## Collected material
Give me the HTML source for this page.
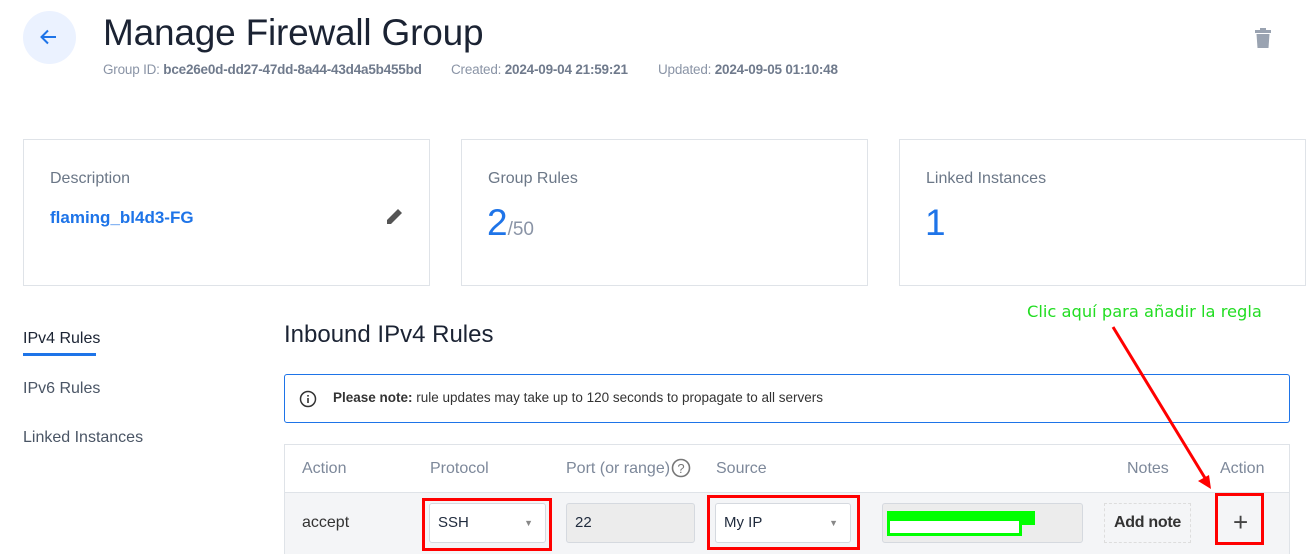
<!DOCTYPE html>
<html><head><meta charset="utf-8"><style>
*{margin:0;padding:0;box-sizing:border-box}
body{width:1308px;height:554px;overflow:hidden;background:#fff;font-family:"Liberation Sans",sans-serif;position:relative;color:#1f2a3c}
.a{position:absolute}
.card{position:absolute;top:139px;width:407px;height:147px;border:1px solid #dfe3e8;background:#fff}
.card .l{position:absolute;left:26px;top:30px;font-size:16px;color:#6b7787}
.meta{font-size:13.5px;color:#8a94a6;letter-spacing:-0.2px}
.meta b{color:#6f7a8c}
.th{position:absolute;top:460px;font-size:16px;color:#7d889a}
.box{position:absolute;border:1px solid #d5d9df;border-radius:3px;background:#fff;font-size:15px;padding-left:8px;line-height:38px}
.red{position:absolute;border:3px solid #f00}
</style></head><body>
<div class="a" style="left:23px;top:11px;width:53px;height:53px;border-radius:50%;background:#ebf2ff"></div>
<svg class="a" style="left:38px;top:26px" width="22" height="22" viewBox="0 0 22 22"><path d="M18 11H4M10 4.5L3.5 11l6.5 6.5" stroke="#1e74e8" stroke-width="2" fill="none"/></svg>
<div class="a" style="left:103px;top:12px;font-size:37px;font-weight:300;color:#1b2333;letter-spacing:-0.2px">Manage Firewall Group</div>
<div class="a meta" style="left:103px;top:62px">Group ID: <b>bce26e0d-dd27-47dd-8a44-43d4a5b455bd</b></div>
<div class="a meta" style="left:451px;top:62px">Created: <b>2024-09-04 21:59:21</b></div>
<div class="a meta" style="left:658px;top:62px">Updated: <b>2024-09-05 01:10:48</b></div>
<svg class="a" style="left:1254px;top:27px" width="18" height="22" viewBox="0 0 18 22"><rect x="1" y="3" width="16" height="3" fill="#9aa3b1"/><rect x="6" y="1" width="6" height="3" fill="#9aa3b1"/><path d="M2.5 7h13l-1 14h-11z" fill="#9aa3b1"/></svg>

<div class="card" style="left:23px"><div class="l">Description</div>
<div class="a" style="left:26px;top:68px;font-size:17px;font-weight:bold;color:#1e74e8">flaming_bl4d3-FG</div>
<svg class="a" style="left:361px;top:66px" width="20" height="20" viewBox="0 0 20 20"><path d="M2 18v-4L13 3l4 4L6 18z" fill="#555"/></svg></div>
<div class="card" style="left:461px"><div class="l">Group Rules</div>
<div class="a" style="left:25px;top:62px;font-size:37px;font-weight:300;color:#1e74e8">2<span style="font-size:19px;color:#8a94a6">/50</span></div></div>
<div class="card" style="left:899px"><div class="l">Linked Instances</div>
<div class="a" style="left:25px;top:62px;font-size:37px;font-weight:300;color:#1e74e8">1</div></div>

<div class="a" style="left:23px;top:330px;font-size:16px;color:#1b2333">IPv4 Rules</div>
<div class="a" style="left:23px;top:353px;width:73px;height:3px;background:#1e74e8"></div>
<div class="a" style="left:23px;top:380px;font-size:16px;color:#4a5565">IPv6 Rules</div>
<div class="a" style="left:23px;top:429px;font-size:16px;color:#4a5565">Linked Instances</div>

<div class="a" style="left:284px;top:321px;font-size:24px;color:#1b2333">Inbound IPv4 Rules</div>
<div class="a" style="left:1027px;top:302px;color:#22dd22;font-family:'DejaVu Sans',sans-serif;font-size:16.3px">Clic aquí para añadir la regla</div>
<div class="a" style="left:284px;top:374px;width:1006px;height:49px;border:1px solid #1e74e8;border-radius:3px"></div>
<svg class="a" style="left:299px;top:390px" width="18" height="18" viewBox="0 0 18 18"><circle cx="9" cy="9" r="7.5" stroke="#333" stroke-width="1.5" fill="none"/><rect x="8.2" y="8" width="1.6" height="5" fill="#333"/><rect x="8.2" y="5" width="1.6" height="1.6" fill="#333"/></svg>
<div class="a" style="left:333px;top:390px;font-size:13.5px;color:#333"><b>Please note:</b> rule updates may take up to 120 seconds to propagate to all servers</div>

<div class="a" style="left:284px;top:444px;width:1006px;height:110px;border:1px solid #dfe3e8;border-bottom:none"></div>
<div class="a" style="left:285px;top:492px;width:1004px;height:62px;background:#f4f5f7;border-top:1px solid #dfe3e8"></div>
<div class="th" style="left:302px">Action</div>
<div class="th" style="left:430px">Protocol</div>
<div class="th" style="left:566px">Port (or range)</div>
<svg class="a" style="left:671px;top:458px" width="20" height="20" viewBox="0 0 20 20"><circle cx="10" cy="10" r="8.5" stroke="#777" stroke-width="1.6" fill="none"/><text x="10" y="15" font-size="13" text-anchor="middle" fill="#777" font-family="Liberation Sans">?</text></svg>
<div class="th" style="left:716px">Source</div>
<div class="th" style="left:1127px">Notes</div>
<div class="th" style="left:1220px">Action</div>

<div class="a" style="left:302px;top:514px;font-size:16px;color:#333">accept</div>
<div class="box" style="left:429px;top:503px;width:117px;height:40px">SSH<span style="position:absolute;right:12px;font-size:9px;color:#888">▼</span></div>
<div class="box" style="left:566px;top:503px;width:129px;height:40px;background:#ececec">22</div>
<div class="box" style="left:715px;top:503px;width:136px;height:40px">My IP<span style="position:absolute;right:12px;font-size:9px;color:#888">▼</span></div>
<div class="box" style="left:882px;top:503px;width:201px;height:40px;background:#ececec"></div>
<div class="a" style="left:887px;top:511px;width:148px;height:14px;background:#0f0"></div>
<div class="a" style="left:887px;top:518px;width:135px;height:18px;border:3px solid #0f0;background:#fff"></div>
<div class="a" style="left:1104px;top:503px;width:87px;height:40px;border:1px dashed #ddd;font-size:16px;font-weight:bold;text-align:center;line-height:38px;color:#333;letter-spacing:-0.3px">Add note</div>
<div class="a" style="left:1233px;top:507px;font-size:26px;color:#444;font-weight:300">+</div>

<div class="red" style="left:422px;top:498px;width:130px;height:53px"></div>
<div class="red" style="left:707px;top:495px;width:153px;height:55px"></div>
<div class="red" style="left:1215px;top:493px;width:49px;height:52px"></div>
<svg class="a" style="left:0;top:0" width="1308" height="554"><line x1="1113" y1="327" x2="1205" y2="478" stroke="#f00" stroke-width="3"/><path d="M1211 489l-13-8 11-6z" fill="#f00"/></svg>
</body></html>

## Set problem
Write out the whole listing again, exactly, with no pictures.

## Solved exercise
Give me the HTML source for this page.
<!DOCTYPE html>
<html><head><meta charset="utf-8"><style>
*{margin:0;padding:0;box-sizing:border-box}
body{width:1308px;height:554px;overflow:hidden;background:#fff;font-family:"Liberation Sans",sans-serif;position:relative;color:#1f2a3c}
.a{position:absolute}
.card{position:absolute;top:139px;width:407px;height:147px;border:1px solid #dfe3e8;background:#fff}
.card .l{position:absolute;left:26px;top:30px;font-size:16px;color:#6b7787}
.meta{font-size:13.5px;color:#8a94a6;letter-spacing:-0.2px}
.meta b{color:#6f7a8c}
.th{position:absolute;top:460px;font-size:16px;color:#7d889a}
.box{position:absolute;border:1px solid #d5d9df;border-radius:3px;background:#fff;font-size:15px;padding-left:8px;line-height:38px}
.red{position:absolute;border:3px solid #f00}
</style></head><body>
<div class="a" style="left:23px;top:11px;width:53px;height:53px;border-radius:50%;background:#ebf2ff"></div>
<svg class="a" style="left:38px;top:26px" width="22" height="22" viewBox="0 0 22 22"><path d="M18 11H4M10 4.5L3.5 11l6.5 6.5" stroke="#1e74e8" stroke-width="2" fill="none"/></svg>
<div class="a" style="left:103px;top:12px;font-size:37px;font-weight:300;color:#1b2333;letter-spacing:-0.2px">Manage Firewall Group</div>
<div class="a meta" style="left:103px;top:62px">Group ID: <b>bce26e0d-dd27-47dd-8a44-43d4a5b455bd</b></div>
<div class="a meta" style="left:451px;top:62px">Created: <b>2024-09-04 21:59:21</b></div>
<div class="a meta" style="left:658px;top:62px">Updated: <b>2024-09-05 01:10:48</b></div>
<svg class="a" style="left:1254px;top:27px" width="18" height="22" viewBox="0 0 18 22"><rect x="1" y="3" width="16" height="3" fill="#9aa3b1"/><rect x="6" y="1" width="6" height="3" fill="#9aa3b1"/><path d="M2.5 7h13l-1 14h-11z" fill="#9aa3b1"/></svg>

<div class="card" style="left:23px"><div class="l">Description</div>
<div class="a" style="left:26px;top:68px;font-size:17px;font-weight:bold;color:#1e74e8">flaming_bl4d3-FG</div>
<svg class="a" style="left:361px;top:66px" width="20" height="20" viewBox="0 0 20 20"><path d="M2 18v-4L13 3l4 4L6 18z" fill="#555"/></svg></div>
<div class="card" style="left:461px"><div class="l">Group Rules</div>
<div class="a" style="left:25px;top:62px;font-size:37px;font-weight:300;color:#1e74e8">2<span style="font-size:19px;color:#8a94a6">/50</span></div></div>
<div class="card" style="left:899px"><div class="l">Linked Instances</div>
<div class="a" style="left:25px;top:62px;font-size:37px;font-weight:300;color:#1e74e8">1</div></div>

<div class="a" style="left:23px;top:330px;font-size:16px;color:#1b2333">IPv4 Rules</div>
<div class="a" style="left:23px;top:353px;width:73px;height:3px;background:#1e74e8"></div>
<div class="a" style="left:23px;top:380px;font-size:16px;color:#4a5565">IPv6 Rules</div>
<div class="a" style="left:23px;top:429px;font-size:16px;color:#4a5565">Linked Instances</div>

<div class="a" style="left:284px;top:321px;font-size:24px;color:#1b2333">Inbound IPv4 Rules</div>
<div class="a" style="left:1027px;top:302px;color:#22dd22;font-family:'DejaVu Sans',sans-serif;font-size:16.3px">Clic aquí para añadir la regla</div>
<div class="a" style="left:284px;top:374px;width:1006px;height:49px;border:1px solid #1e74e8;border-radius:3px"></div>
<svg class="a" style="left:299px;top:390px" width="18" height="18" viewBox="0 0 18 18"><circle cx="9" cy="9" r="7.5" stroke="#333" stroke-width="1.5" fill="none"/><rect x="8.2" y="8" width="1.6" height="5" fill="#333"/><rect x="8.2" y="5" width="1.6" height="1.6" fill="#333"/></svg>
<div class="a" style="left:333px;top:390px;font-size:13.5px;color:#333"><b>Please note:</b> rule updates may take up to 120 seconds to propagate to all servers</div>

<div class="a" style="left:284px;top:444px;width:1006px;height:110px;border:1px solid #dfe3e8;border-bottom:none"></div>
<div class="a" style="left:285px;top:492px;width:1004px;height:62px;background:#f4f5f7;border-top:1px solid #dfe3e8"></div>
<div class="th" style="left:302px">Action</div>
<div class="th" style="left:430px">Protocol</div>
<div class="th" style="left:566px">Port (or range)</div>
<svg class="a" style="left:671px;top:458px" width="20" height="20" viewBox="0 0 20 20"><circle cx="10" cy="10" r="8.5" stroke="#777" stroke-width="1.6" fill="none"/><text x="10" y="15" font-size="13" text-anchor="middle" fill="#777" font-family="Liberation Sans">?</text></svg>
<div class="th" style="left:716px">Source</div>
<div class="th" style="left:1127px">Notes</div>
<div class="th" style="left:1220px">Action</div>

<div class="a" style="left:302px;top:514px;font-size:16px;color:#333">accept</div>
<div class="box" style="left:429px;top:503px;width:117px;height:40px">SSH<span style="position:absolute;right:12px;font-size:9px;color:#888">▼</span></div>
<div class="box" style="left:566px;top:503px;width:129px;height:40px;background:#ececec">22</div>
<div class="box" style="left:715px;top:503px;width:136px;height:40px">My IP<span style="position:absolute;right:12px;font-size:9px;color:#888">▼</span></div>
<div class="box" style="left:882px;top:503px;width:201px;height:40px;background:#ececec"></div>
<div class="a" style="left:887px;top:511px;width:148px;height:14px;background:#0f0"></div>
<div class="a" style="left:887px;top:518px;width:135px;height:18px;border:3px solid #0f0;background:#fff"></div>
<div class="a" style="left:1104px;top:503px;width:87px;height:40px;border:1px dashed #ddd;font-size:16px;font-weight:bold;text-align:center;line-height:38px;color:#333;letter-spacing:-0.3px">Add note</div>
<div class="a" style="left:1233px;top:507px;font-size:26px;color:#444;font-weight:300">+</div>

<div class="red" style="left:422px;top:498px;width:130px;height:53px"></div>
<div class="red" style="left:707px;top:495px;width:153px;height:55px"></div>
<div class="red" style="left:1215px;top:493px;width:49px;height:52px"></div>
<svg class="a" style="left:0;top:0" width="1308" height="554"><line x1="1113" y1="327" x2="1205" y2="478" stroke="#f00" stroke-width="3"/><path d="M1211 489l-13-8 11-6z" fill="#f00"/></svg>
</body></html>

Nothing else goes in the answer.